I haven’t found any parser combinator libraries for ReScript yet, but there is a small one for ReasonML (https://github.com/aitoroses/bs-parse) that I have managed to translate to .res files without any problems (I use the Syntax settings in https://rescript-lang.org/try for automatic conversion). Obviously the infix operators are a bit cumbersome to work with since ReScript doesn’t have this feature yet.
Otherwise it works fine and does everything I need, but I am still a beginner in this area so I don’t really know if it is up to current standards (it hasn’t been maintained for 2 years), the code looks pretty solid to me at least. I am learning this stuff as I go and have never worked with parser combinators in a project, but I really like this approach so I want to give it a go if it is reasonable for JS output.
Since I don’t know much of OCaml, I have not touched any of the popular parser combinator libraries there, but I suspect that it would be much more difficult to make them work for ReScript.
Any concrete examples? ReScript itself is pretty fun to write parsers in, so if the grammar is not too complex, maybe not worth pulling in the extra code of a parser combinator library?
Parser combinators are not known for their efficiency / performance (at least when compiled to JS). Highly depends on how you use them, and how many hot paths they hit. They are pretty allocation heavy and pull in a lot of runtime code.
Yeah, it’s also not really recommended to use |> either. With -> alone it’s pretty hard to represent combinator patterns.
Maybe worth having a look at TypeScript / JS based combinator libraries instead? Probably more aligned with the ReScript conventions.
I essentially want to parse a paranthesis notation for a formal logical system which is similar to the Laws of Form (formulas looking like “((a)b)(c)”), so it is not too complex, but has some extensions on top of the base syntax.
Some years ago I started this project in vanilla JS where I wrote (or rather hacked together) a parser when I didn’t even know it was a parser to begin with. It still works surprisingly well, but since now I am rewriting this whole thing in ReScript, I was looking for a more solid solution that is extendable, since I want to be able to add to the syntax in the future.
Maybe I should learn more about how to actually write a solid parser with a more functional approach myself before committing to an external library.
I thought so, which is why I asked. Thanks for clarifying!
Haskell has this nice “do”-sugar for chaining monads, which made these things look really simple, but the syntax gets very ugly and cumbersome when translated to ReScript.
Might take a look at them if I hit a roadblock with my own attempt.

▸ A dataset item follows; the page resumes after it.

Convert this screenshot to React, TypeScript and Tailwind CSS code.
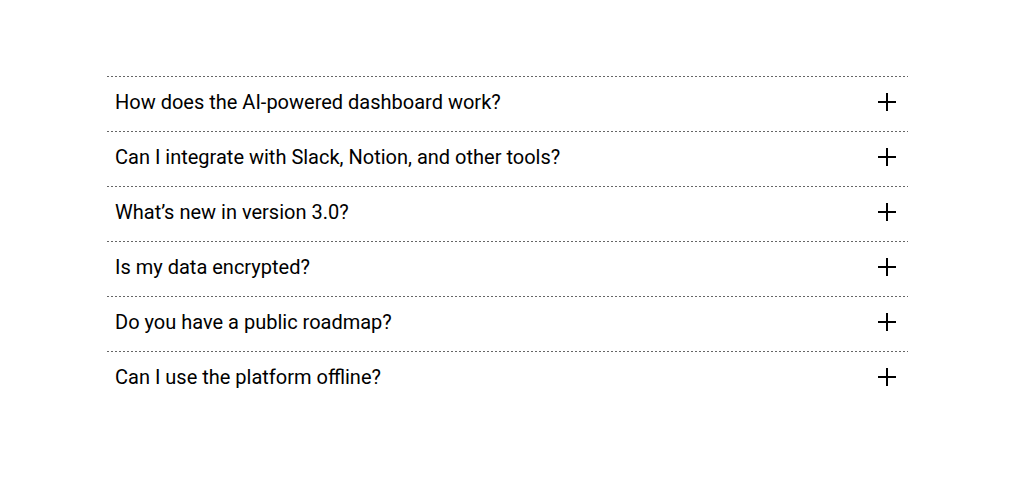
const faqs = [
  "How does the AI-powered dashboard work?",
  "Can I integrate with Slack, Notion, and other tools?",
  "What’s new in version 3.0?",
  "Is my data encrypted?",
  "Do you have a public roadmap?",
  "Can I use the platform offline?",
];

function PlusIcon() {
  return (
    <svg width="24" height="24" viewBox="0 0 24 24" fill="none" stroke="currentColor" strokeWidth="2">
      <line x1="12" y1="3" x2="12" y2="21" />
      <line x1="3" y1="12" x2="21" y2="12" />
    </svg>
  );
}

export default function App() {
  return (
    <div className="min-h-[498px] bg-white px-[107px] pt-[76px] font-['Roboto',sans-serif] text-black">
      <div className="w-[800px]">
        {faqs.map((q, i) => (
          <div key={i}>
            {/* dotted divider */}
            <div className="h-px w-[801px] bg-[linear-gradient(to_right,#666_50%,transparent_50%)] bg-[length:4px_1px] bg-repeat-x" />
            <button className="flex h-[54px] w-full items-center justify-between pb-1 pl-2 pr-2 text-left">
              <span className="text-[20px] leading-7">{q}</span>
              <PlusIcon />
            </button>
          </div>
        ))}
      </div>
    </div>
  );
}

Thanks for the suggestions!
Nice! Yeah, with a proper lexer and parser you will also be able to provide meaningful error messages for your language.

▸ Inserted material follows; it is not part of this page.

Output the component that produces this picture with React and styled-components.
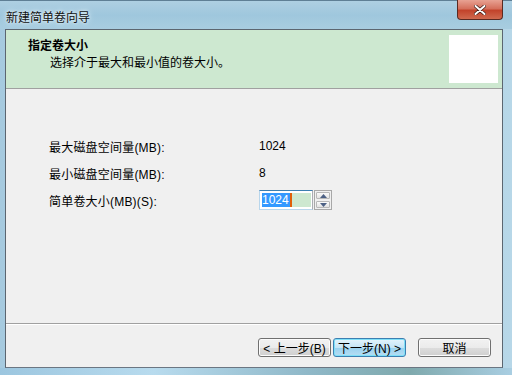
import React from 'react'
import styled, {createGlobalStyle} from 'styled-components'

const GlobalStyle = createGlobalStyle`
  html, body {
    margin: 0;
    padding: 0;
    background: #9fc6dc;
  }
  * { box-sizing: border-box; }
`

const font = `"Liberation Sans", "Noto Sans CJK SC", sans-serif`

const Window = styled.div`
  width: 512px;
  height: 375px;
  display: flex;
  flex-direction: column;
  background: linear-gradient(90deg, #a6cadf 0%, #b4d4e6 30%, #a9cee2 60%, #b7d7e8 100%);
  font-family: ${font};
  font-size: 12px;
  color: #000;
  overflow: hidden;
`

const TitleBar = styled.div`
  height: 29px;
  display: flex;
  align-items: flex-start;
  justify-content: space-between;
  padding-left: 6px;
  background: linear-gradient(180deg, #aecfe2 0%, #9fc7dd 50%, #a8cde0 100%);
  border-top: 1px solid #5f7f95;
`

const Title = styled.div`
  margin-top: 7px;
  font-size: 12px;
  color: #111;
  text-shadow: 0 0 6px #e8f4fb, 0 0 3px #eef7fc;
`

const CloseButton = styled.div`
  width: 46px;
  height: 20px;
  margin-right: 9px;
  margin-top: -1px;
  border: 1px solid #5a2a22;
  border-top: none;
  border-radius: 0 0 4px 4px;
  background: linear-gradient(180deg, #e8a293 0%, #d5705c 45%, #c2432b 55%, #d06a4f 100%);
  display: flex;
  align-items: center;
  justify-content: center;
`

const Client = styled.div`
  height: 339px;
  margin: 0 9px 0 5px;
  background: #f0f0f0;
  border: 1px solid #5c6670;
  border-bottom-color: #6b7682;
  display: flex;
  flex-direction: column;
`

const Header = styled.div`
  height: 59px;
  background: #cde8d0;
  border-bottom: 1px solid #a0a0a0;
  display: flex;
  justify-content: space-between;
  padding: 5px 4px 4px 22px;
`

const HeaderText = styled.div`
  display: flex;
  flex-direction: column;
  padding-top: 3px;
`

const HeaderTitle = styled.div`
  font-weight: bold;
  font-size: 12px;
  line-height: 17px;
`

const HeaderSub = styled.div`
  padding-left: 22px;
  line-height: 17px;
`

const Logo = styled.div`
  width: 49px;
  height: 48px;
  background: #fff;
`

const Body = styled.div`
  flex: 1;
  display: flex;
  flex-direction: column;
  gap: 7px;
  padding: 47px 0 0 43px;
  border-bottom: 1px solid #a0a0a0;
`

const Row = styled.div`
  display: flex;
  align-items: center;
  height: 20px;
  margin-top: ${p => p.$gap || 0}px;
`

const Label = styled.div`
  width: 210px;
  letter-spacing: 0.2px;
`

const Value = styled.div``

const Spin = styled.div`
  display: flex;
  align-items: center;
  gap: 1px;
`

const SpinInput = styled.div`
  width: 54px;
  height: 20px;
  border: 1px solid #abadb3;
  border-top-color: #3c7fb1;
  border-left-color: #b8d6ec;
  border-bottom-color: #b8d6ec;
  background: #fff;
  padding: 2px 1px 2px 2px;
  display: flex;
`

const Selected = styled.span`
  background: #3399ff;
  color: #fff;
  line-height: 14px;
  padding: 0 1px 0 0;
  border-right: 2px solid #e0600a;
`

const Fill = styled.span`
  flex: 1;
  background: #cde8d0;
`

const SpinButtons = styled.div`
  display: flex;
  flex-direction: column;
  gap: 2px;
  border: 1px solid #a8a8a8;
  padding: 1px;
  background: #f0f0f0;
`

const SpinBtn = styled.div`
  width: 14px;
  height: 7px;
  border: 1px solid #b8b8b8;
  border-radius: 1px;
  background: linear-gradient(180deg, #fbfbfb, #e2e2e2);
  display: flex;
  align-items: center;
  justify-content: center;
`

const Footer = styled.div`
  height: 43px;
  border-top: 1px solid #fff;
  display: flex;
  justify-content: flex-end;
  align-items: flex-start;
  padding: 13px 11px 0 0;
`

const Button = styled.div`
  width: 73px;
  height: 19px;
  margin-left: ${p => p.$ml || 0}px;
  border: 1px solid ${p => (p.$focus ? '#3c7fb1' : '#707070')};
  border-radius: 3px;
  background: ${p =>
    p.$focus
      ? 'linear-gradient(180deg, #e5f4fc 0%, #c4e5f6 50%, #98d1ef 51%, #b6def3 100%)'
      : 'linear-gradient(180deg, #f2f2f2 0%, #ebebeb 50%, #dddddd 51%, #cfcfcf 100%)'};
  box-shadow: inset 0 0 0 1px ${p => (p.$focus ? '#7ee0f8' : '#fcfcfc')};
  display: flex;
  align-items: center;
  justify-content: center;
  font-size: 12px;
  white-space: nowrap;
`

const BottomFrame = styled.div`
  flex: 1;
  background: linear-gradient(90deg, #9cc6df 0%, #b8dbee 30%, #8fb8c8 60%, #7fa9ad 80%, #a9cee2 100%);
`

const Arrow = ({up}) => (
  <svg width="7" height="4" viewBox="0 0 7 4">
    <path d={up ? 'M0 4 L3.5 0 L7 4 Z' : 'M0 0 L3.5 4 L7 0 Z'} fill="#4d6185" />
  </svg>
)

export default function App() {
  return (
    <>
      <GlobalStyle />
      <Window>
        <TitleBar>
          <Title>新建简单卷向导</Title>
          <CloseButton>
            <svg width="12" height="10" viewBox="0 0 12 10">
              <path d="M1.5 1 L10.5 9 M10.5 1 L1.5 9" stroke="#3b1a14" strokeWidth="3.4" strokeLinecap="round" />
              <path d="M1.5 1 L10.5 9 M10.5 1 L1.5 9" stroke="#fff" strokeWidth="2" strokeLinecap="round" />
            </svg>
          </CloseButton>
        </TitleBar>
        <Client>
          <Header>
            <HeaderText>
              <HeaderTitle>指定卷大小</HeaderTitle>
              <HeaderSub>选择介于最大和最小值的卷大小。</HeaderSub>
            </HeaderText>
            <Logo />
          </Header>
          <Body>
            <Row>
              <Label>最大磁盘空间量(MB):</Label>
              <Value>1024</Value>
            </Row>
            <Row>
              <Label>最小磁盘空间量(MB):</Label>
              <Value>8</Value>
            </Row>
            <Row>
              <Label>简单卷大小(MB)(S):</Label>
              <Spin>
                <SpinInput>
                  <Selected>1024</Selected>
                  <Fill />
                </SpinInput>
                <SpinButtons>
                  <SpinBtn><Arrow up /></SpinBtn>
                  <SpinBtn><Arrow /></SpinBtn>
                </SpinButtons>
              </Spin>
            </Row>
          </Body>
          <Footer>
            <Button>&lt; 上一步(B)</Button>
            <Button $ml={2} $focus>下一步(N) &gt;</Button>
            <Button $ml={12}>取消</Button>
          </Footer>
        </Client>
        <BottomFrame />
      </Window>
    </>
  )
}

In case it helps, a while ago I wrote an ingredients parser for a project of mine. Probably not the cleanest implementation, but maybe it helps getting the ball rolling: Ingredient Parser example · GitHub
I guess the most “functional” part for me here was the usage of variants, pattern matching and recursive functions… nowadays I tend to reach for isolated imperative code for less allocation & more performance, like arrays, loops etc.
If you are interested in a really solid parser implementation, you could also just check out the ReScript syntax source code. The cool thing here is that it’s written in a very straight-forward style that’s easy to grasp for Non-PL-researchers.